Cold War in Investment Working Group

The tension between OECD countries and MIA opponents has been tangible at the three meetings of the working group in 1997, at which the OECD, UNCTAD, the World Bank, the IMF and other international institutions were observers. Whereas the EU has continued to urge for the commencement of negotiations, countries like Malaysia, India, Indonesia and Pakistan remain outspoken against even the smallest steps towards a global investment treaty.53 The working group has been discussing trade, investment, development and economic growth on an abstract level, but in 1998 will also take on "multilateral agreements and initiatives".54 Its report to the WTO Ministerial Conference in May 1998 is not likely to contain any controversial recommendations, and it is not expected that any decisions on investment will be taken at this meeting.

Hotting Up

Over the summer and fall, however, debates in the working group will heat up in anticipation of the December 1998 deadline for the final report to the WTO General Council.
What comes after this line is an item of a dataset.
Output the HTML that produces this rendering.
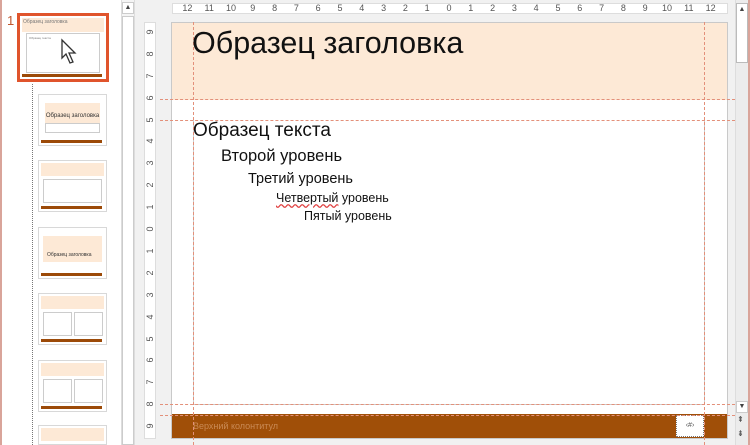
<!DOCTYPE html>
<html><head><meta charset="utf-8"><style>
*{margin:0;padding:0;box-sizing:border-box}
html,body{width:750px;height:445px;overflow:hidden}
body{position:relative;background:#f1f1f1;font-family:"Liberation Sans","DejaVu Sans",sans-serif}
.a{position:absolute}
.t{position:absolute;left:38px;width:69px;height:52px;background:#fff;border:1px solid #d8d8d8}
.t .h{position:absolute;left:2px;right:2px;top:2px;height:13px;background:#fde9d6}
.t .f{position:absolute;left:2px;right:4px;bottom:2px;height:3px;background:#9c4a08}
.t .b{position:absolute;left:4px;right:4px;top:18px;bottom:8px;border:1px solid #ccc}
.gh{position:absolute;height:0;border-top:1px dashed #e3907a}
.gv{position:absolute;width:0;border-left:1px dashed #e3907a}
.txt{position:absolute;white-space:nowrap;color:#111;font-family:"Liberation Sans",sans-serif}
</style></head><body>
<div class="a" style="left:0;top:0;width:121px;height:445px;background:#fff;border-left:2px solid #d9a49a"></div>
<div class="a" style="left:7px;top:13px;font-size:13px;color:#c0562e">1</div>
<div class="a" style="left:17px;top:13px;width:92px;height:69px;border:3px solid #e0542c;background:#fff">
 <div class="a" style="left:2px;top:2px;right:2px;height:14px;background:#fde9d6;font-size:5px;color:#777;padding:1px">Образец заголовка</div>
 <div class="a" style="left:6px;top:17px;right:6px;height:40px;border:1px solid #ccc;font-size:3px;color:#777;padding:2px">Образец текста</div>
 <div class="a" style="left:2px;right:4px;bottom:2px;height:3px;background:#9c4a08"></div>
 <svg class="a" style="left:40px;top:22px" width="20" height="28" viewBox="0 0 20 28"><path d="M2 2 L2 20 L6 16 L10 25 L13 24 L9 15 L15 15 Z" fill="#fff" stroke="#333" stroke-width="1.3"/></svg>
</div>
<div class="a" style="left:32px;top:84px;height:361px;border-left:1px dotted #777"></div>
<div class="t" style="top:94px"><div class="a" style="left:6px;top:8px;right:6px;height:20px;background:#fde9d6;font-size:6px;text-align:center;padding-top:10px;color:#333">Образец заголовка</div><div class="a" style="left:6px;top:28px;right:6px;height:10px;border:1px solid #ccc"></div><div class="f"></div></div>
<div class="t" style="top:160px"><div class="h"></div><div class="b"></div><div class="f"></div></div>
<div class="t" style="top:227px"><div class="a" style="left:4px;top:8px;right:4px;height:26px;background:#fde9d6;font-size:5px;color:#333;padding-top:16px;padding-left:4px">Образец заголовка</div><div class="f"></div></div>
<div class="t" style="top:293px"><div class="h"></div><div class="a" style="left:4px;top:18px;width:29px;bottom:8px;border:1px solid #ccc"></div><div class="a" style="left:35px;top:18px;width:29px;bottom:8px;border:1px solid #ccc"></div><div class="f"></div></div>
<div class="t" style="top:360px"><div class="h"></div><div class="a" style="left:4px;top:18px;width:29px;bottom:8px;border:1px solid #ccc"></div><div class="a" style="left:35px;top:18px;width:29px;bottom:8px;border:1px solid #ccc"></div><div class="f"></div></div>
<div class="t" style="top:425px;height:20px"><div class="h"></div></div>
<div class="a" style="left:121px;top:0;width:14px;height:445px;background:#f4f4f4;border-left:1px solid #ddd;border-right:1px solid #ddd"></div>
<div class="a" style="left:122px;top:2px;width:12px;height:12px;background:#fff;border:1px solid #ccc;font-size:7px;text-align:center;line-height:10px;color:#444">▲</div>
<div class="a" style="left:122px;top:16px;width:12px;height:429px;background:#fff;border:1px solid #ccc"></div>
<div class="a" style="left:172px;top:3px;width:556px;height:11px;background:#fff;border:1px solid #ddd"></div>
<div class="a" style="left:144px;top:22px;width:12px;height:417px;background:#fff;border:1px solid #ddd"></div>
<div id="hr"></div>
<div class="a" style="left:171px;top:22px;width:557px;height:417px;background:#fff;border:1px solid #c9c9c9"></div>
<div class="a" style="left:172px;top:23px;width:555px;height:77px;background:#fde9d6"></div>
<div class="a" style="left:193px;top:120px;width:512px;height:285px;border:1px solid #ccc;border-top:none"></div>
<div class="a" style="left:172px;top:414px;width:555px;height:24px;background:#a04f08"></div>
<div class="a" style="left:193px;top:421px;font-size:9px;color:#c98a55">Верхний колонтитул</div>
<div class="a" style="left:676px;top:415px;width:28px;height:22px;background:#fff;border:1px dotted #777;font-size:7px;text-align:center;line-height:20px;color:#555">‹#›</div>
<div class="gh" style="left:160px;width:575px;top:99px"></div>
<div class="gh" style="left:160px;width:575px;top:120px"></div>
<div class="gh" style="left:160px;width:575px;top:404px"></div>
<div class="gh" style="left:160px;width:575px;top:415px"></div>
<div class="gv" style="left:193px;top:22px;height:423px"></div>
<div class="gv" style="left:704px;top:22px;height:423px"></div>
<div class="txt" style="left:192px;top:26px;font-size:30.5px">Образец заголовка</div>
<div class="txt" style="left:193px;top:120px;font-size:19px">Образец текста</div>
<div class="txt" style="left:221px;top:147px;font-size:16.5px">Второй уровень</div>
<div class="txt" style="left:248px;top:171px;font-size:14.5px">Третий уровень</div>
<div class="txt" style="left:276px;top:191px;font-size:12.5px"><span style="text-decoration:underline wavy #e04040">Четвертый</span> уровень</div>
<div class="txt" style="left:304px;top:209px;font-size:12.5px">Пятый уровень</div>
<div class="a" style="left:735px;top:0;width:15px;height:445px;background:#ececec;border-left:1px solid #ddd;border-right:2px solid #d9a49a"></div>
<div class="a" style="left:736px;top:3px;width:12px;height:60px;background:#fff;border:1px solid #bbb;font-size:7px;text-align:center;line-height:12px;color:#444">▲</div>
<div class="a" style="left:736px;top:401px;width:12px;height:12px;background:#fff;border:1px solid #ccc;font-size:7px;text-align:center;line-height:10px;color:#444">▼</div>
<div class="a" style="left:737px;top:415px;font-size:8px;color:#444">⇞</div>
<div class="a" style="left:737px;top:429px;font-size:8px;color:#444">⇟</div>
<script>
var h='';
for(var i=-12;i<=12;i++){var x=449+i*21.8;h+='<div class="a" style="left:'+(x-6)+'px;top:3px;width:12px;text-align:center;font-size:9px;color:#555">'+Math.abs(i)+'</div>';}
for(var i=-9;i<=9;i++){var y=229+i*21.9;h+='<div class="a" style="left:144px;top:'+(y-5)+'px;width:12px;height:10px;text-align:center;font-size:9px;line-height:10px;color:#555;transform:rotate(-90deg)">'+Math.abs(i)+'</div>';}
document.getElementById('hr').innerHTML=h;
</script>
</body></html>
Proponents of a WTO treaty on investment will attempt to rally support for the preparation of negotiations; their success largely hinges upon the fate of the MAI negotiations. Observers expect that the EU and others aim to revitalize MIA so that negotiations could begin by 1999 or the year 2000. According to some sources, the most likely strategy is the initiation of new general round of negotiations to include worldwide liberalization of agriculture, investment and several other issues at the beginning of the new millennium.